### SOURCE DATA
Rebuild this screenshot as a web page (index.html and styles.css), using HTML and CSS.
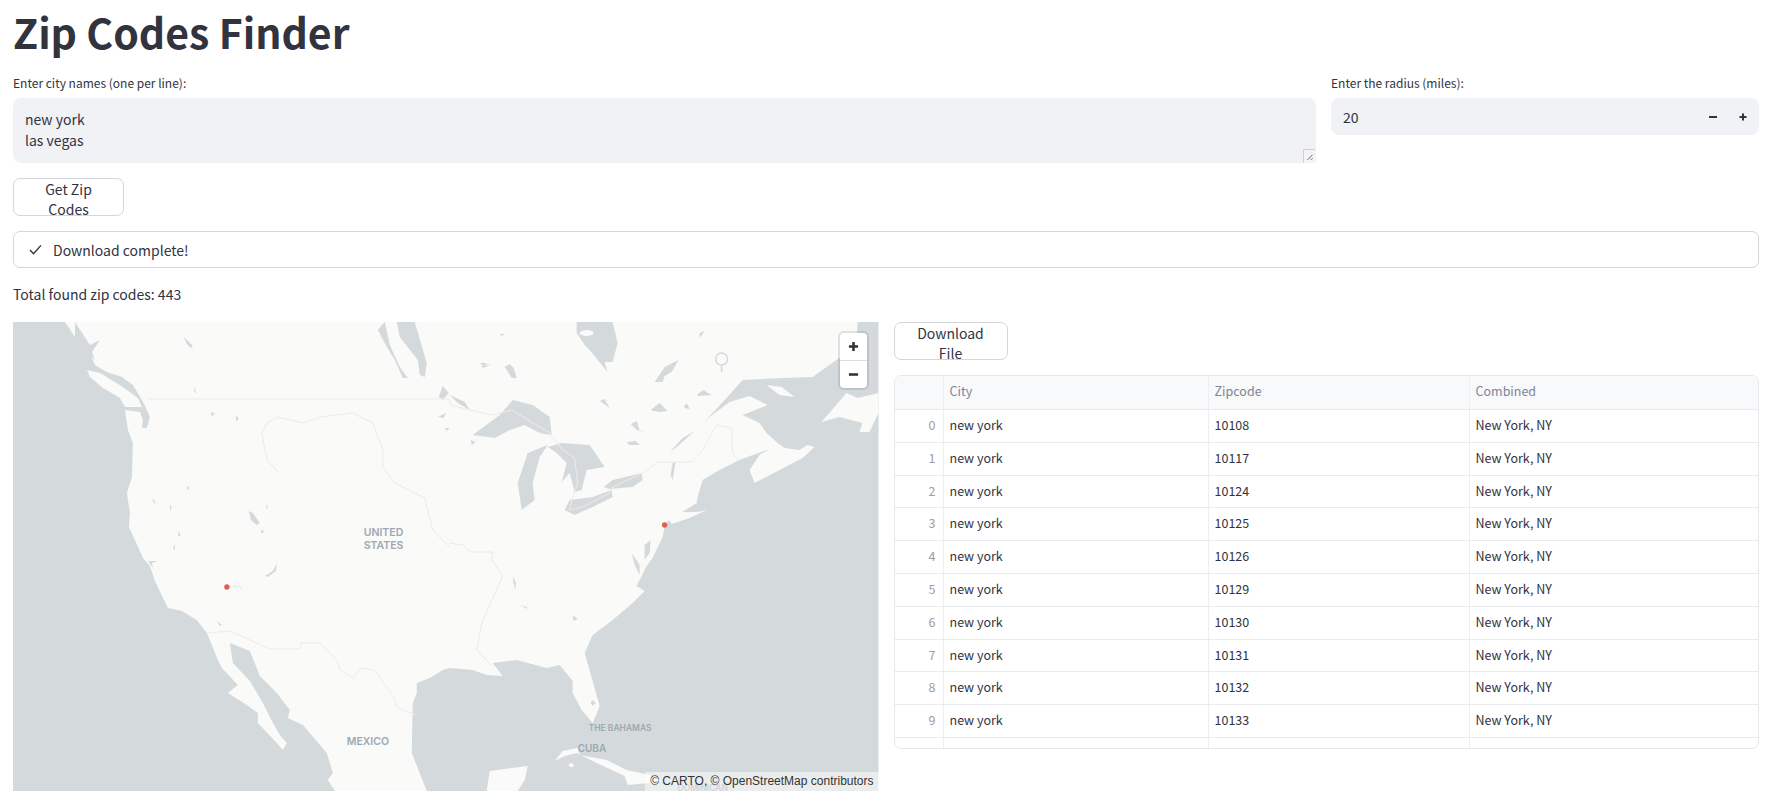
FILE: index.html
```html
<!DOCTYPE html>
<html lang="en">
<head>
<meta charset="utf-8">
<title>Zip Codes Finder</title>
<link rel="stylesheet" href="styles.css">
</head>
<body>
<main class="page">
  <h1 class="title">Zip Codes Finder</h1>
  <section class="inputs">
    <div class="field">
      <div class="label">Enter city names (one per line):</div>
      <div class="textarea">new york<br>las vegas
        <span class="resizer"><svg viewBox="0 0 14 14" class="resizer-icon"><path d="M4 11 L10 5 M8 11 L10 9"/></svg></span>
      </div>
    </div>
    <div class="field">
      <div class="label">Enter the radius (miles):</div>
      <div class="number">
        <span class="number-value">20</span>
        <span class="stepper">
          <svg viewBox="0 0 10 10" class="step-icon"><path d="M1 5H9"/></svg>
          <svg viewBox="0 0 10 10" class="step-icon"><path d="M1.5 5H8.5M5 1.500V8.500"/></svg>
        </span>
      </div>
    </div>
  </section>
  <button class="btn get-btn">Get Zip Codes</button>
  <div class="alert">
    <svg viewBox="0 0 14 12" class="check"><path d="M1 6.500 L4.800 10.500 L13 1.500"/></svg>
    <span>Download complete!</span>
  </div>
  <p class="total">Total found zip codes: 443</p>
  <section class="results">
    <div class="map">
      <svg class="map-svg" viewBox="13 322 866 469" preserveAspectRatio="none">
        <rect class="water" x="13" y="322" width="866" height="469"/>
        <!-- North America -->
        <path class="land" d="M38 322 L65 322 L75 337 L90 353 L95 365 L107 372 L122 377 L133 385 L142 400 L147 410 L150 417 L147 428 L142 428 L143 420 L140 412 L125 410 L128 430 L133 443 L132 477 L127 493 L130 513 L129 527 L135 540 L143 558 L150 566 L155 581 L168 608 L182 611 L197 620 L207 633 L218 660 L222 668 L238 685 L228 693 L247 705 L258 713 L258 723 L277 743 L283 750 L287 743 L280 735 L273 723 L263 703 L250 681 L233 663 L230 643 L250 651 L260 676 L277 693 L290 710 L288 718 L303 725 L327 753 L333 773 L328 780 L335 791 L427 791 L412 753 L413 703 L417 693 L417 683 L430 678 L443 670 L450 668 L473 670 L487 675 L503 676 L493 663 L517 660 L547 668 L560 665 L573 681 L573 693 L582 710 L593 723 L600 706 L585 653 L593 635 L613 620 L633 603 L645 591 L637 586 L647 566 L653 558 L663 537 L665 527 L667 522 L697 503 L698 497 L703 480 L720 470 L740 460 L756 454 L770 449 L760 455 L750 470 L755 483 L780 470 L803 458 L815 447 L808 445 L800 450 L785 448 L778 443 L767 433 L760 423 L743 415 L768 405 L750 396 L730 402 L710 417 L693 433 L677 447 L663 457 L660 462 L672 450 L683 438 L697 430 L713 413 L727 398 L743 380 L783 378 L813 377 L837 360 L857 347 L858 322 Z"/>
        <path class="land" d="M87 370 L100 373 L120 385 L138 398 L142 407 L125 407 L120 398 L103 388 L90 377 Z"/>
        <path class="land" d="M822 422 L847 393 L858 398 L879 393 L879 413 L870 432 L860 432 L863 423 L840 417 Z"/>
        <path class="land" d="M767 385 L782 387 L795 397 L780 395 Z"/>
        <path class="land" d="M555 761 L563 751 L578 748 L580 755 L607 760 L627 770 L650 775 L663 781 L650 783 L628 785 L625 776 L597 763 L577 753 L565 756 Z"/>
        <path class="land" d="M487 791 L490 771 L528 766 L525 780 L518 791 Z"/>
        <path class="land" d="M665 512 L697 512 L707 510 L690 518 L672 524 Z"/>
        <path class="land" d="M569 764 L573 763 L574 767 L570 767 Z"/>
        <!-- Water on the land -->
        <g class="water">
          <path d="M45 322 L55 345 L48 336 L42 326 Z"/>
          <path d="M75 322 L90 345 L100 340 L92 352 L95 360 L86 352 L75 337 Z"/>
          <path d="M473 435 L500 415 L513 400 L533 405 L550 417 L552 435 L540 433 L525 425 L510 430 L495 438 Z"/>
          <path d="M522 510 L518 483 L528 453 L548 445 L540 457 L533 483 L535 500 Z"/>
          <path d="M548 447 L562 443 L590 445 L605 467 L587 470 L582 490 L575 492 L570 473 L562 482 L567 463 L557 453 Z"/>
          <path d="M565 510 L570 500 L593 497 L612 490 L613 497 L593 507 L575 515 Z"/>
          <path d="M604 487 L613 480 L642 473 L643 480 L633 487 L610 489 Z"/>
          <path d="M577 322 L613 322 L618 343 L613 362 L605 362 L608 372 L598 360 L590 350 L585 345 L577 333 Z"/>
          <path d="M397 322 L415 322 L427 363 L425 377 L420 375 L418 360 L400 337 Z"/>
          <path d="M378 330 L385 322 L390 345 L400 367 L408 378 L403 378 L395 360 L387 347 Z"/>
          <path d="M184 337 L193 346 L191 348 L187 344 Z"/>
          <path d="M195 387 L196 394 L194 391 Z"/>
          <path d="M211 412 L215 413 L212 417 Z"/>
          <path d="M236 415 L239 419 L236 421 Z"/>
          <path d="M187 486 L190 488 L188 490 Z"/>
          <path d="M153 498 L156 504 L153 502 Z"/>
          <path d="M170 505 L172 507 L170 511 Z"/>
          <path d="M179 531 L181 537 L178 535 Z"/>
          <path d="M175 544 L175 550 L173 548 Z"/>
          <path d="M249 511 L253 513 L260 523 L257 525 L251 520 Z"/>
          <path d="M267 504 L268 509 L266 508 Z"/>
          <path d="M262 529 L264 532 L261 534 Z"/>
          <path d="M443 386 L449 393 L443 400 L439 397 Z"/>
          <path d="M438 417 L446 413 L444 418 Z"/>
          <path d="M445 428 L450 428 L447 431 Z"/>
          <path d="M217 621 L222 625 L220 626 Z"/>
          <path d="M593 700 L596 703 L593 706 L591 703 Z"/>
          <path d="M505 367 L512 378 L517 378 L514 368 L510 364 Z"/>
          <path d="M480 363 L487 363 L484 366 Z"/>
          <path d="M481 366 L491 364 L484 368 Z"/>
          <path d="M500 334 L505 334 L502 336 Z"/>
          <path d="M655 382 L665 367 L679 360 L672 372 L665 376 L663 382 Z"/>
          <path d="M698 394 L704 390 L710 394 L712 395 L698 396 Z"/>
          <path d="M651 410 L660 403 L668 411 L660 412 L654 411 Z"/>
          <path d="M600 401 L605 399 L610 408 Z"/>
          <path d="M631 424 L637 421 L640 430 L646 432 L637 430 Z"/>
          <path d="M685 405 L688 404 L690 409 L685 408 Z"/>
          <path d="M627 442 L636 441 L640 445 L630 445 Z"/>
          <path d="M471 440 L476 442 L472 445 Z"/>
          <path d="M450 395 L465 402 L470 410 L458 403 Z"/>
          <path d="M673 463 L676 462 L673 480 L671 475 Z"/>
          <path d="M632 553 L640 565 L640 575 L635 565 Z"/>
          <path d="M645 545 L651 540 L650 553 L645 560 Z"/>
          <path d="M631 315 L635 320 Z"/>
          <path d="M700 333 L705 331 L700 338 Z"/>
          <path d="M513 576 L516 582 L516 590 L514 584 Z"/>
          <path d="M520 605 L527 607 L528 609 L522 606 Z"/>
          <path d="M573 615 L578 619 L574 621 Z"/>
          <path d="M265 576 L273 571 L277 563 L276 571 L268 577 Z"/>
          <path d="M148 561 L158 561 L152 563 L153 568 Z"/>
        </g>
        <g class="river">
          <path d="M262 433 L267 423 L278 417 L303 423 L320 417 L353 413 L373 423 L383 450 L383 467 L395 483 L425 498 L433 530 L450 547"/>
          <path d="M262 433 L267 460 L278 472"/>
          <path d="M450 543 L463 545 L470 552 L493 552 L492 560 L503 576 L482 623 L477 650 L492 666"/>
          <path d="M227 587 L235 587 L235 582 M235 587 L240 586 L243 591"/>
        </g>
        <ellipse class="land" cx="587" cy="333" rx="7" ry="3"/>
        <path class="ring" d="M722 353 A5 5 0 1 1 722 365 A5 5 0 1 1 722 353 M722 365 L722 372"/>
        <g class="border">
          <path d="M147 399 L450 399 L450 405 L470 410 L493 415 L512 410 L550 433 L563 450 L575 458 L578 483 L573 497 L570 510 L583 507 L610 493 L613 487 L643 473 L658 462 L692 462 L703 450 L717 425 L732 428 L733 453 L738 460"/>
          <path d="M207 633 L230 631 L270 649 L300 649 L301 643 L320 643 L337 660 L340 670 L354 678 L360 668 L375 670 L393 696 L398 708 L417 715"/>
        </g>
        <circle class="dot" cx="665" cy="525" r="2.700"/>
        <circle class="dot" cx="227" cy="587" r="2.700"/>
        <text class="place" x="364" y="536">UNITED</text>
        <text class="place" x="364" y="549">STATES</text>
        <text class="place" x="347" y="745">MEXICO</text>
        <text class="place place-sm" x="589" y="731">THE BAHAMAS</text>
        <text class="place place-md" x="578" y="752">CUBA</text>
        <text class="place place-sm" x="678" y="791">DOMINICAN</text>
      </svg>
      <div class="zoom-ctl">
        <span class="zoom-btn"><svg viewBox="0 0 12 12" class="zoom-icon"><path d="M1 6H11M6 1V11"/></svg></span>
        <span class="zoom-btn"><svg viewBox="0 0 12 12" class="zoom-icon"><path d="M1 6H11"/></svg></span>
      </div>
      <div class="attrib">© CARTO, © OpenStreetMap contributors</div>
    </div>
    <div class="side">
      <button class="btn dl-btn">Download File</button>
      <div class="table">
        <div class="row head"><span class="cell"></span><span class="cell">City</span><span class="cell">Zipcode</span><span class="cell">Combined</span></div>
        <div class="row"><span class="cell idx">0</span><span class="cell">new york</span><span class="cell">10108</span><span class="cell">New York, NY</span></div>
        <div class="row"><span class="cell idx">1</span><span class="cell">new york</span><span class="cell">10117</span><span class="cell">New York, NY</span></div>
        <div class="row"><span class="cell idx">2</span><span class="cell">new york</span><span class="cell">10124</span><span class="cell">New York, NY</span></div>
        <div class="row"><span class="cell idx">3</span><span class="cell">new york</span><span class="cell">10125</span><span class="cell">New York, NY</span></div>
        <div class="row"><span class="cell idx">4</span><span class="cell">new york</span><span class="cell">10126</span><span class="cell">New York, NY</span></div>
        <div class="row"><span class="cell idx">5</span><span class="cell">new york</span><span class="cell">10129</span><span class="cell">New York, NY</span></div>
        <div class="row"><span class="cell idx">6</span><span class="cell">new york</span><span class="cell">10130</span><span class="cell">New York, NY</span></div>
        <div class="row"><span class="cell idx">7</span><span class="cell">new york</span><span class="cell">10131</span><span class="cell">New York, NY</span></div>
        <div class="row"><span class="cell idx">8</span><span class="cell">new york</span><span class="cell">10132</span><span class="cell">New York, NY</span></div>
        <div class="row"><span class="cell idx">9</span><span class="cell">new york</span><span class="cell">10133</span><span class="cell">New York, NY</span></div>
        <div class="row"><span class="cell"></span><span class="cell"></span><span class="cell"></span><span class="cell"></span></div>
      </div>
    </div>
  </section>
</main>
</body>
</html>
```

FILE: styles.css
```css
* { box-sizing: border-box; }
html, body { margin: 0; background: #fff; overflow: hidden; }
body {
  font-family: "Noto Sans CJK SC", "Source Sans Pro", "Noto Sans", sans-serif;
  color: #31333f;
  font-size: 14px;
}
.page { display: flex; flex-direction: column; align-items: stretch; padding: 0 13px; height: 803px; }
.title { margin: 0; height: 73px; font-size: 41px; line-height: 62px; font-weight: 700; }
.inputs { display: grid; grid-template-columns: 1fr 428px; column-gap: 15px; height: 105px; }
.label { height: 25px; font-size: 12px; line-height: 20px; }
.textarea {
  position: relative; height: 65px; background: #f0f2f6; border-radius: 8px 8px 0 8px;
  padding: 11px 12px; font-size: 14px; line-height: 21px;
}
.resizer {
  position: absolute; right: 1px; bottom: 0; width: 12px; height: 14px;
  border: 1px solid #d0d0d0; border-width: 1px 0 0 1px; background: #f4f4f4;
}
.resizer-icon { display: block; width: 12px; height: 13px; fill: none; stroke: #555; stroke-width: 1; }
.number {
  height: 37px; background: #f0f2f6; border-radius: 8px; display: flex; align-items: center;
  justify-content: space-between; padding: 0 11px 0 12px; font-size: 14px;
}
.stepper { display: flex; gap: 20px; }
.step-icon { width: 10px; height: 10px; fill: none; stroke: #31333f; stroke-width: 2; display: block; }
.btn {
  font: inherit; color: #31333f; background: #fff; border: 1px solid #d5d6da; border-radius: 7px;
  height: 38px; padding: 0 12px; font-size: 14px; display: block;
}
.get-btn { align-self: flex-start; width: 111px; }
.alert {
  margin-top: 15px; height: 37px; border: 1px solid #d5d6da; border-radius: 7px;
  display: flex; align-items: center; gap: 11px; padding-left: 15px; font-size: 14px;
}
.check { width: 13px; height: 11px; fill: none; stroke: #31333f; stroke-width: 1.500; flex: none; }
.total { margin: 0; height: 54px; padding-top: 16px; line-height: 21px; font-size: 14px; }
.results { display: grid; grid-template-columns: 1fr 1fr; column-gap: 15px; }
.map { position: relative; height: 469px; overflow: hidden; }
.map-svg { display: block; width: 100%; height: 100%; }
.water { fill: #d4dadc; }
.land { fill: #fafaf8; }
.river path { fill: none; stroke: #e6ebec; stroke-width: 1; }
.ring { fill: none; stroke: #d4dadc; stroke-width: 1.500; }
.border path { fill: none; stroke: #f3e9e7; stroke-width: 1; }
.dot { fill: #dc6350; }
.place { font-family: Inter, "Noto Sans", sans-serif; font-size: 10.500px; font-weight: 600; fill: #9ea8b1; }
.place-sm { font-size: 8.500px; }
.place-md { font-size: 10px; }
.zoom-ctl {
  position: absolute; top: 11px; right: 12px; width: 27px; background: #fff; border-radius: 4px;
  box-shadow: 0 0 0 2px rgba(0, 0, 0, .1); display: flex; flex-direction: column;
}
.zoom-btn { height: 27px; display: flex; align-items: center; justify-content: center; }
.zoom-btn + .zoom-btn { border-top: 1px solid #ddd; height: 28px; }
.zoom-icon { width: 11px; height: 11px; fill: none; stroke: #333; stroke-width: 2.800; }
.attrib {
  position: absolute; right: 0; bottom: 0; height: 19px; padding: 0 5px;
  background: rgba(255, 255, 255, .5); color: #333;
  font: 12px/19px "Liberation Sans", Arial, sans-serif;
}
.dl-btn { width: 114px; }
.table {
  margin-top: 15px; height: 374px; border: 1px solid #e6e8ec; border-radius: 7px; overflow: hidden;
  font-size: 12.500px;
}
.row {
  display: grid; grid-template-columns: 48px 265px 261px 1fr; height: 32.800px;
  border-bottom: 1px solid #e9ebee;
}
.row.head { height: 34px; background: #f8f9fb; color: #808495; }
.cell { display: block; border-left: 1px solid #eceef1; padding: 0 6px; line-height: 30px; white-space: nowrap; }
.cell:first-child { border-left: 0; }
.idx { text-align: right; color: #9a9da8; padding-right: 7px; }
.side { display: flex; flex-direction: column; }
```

### WHAT IS BEING ASKED
Check every line for "styles" and show the ones that have it.

### FINISHED TASK
Rebuild this screenshot as a web page (index.html and styles.css), using HTML and CSS.
<link rel="stylesheet" href="styles.css">
FILE: styles.css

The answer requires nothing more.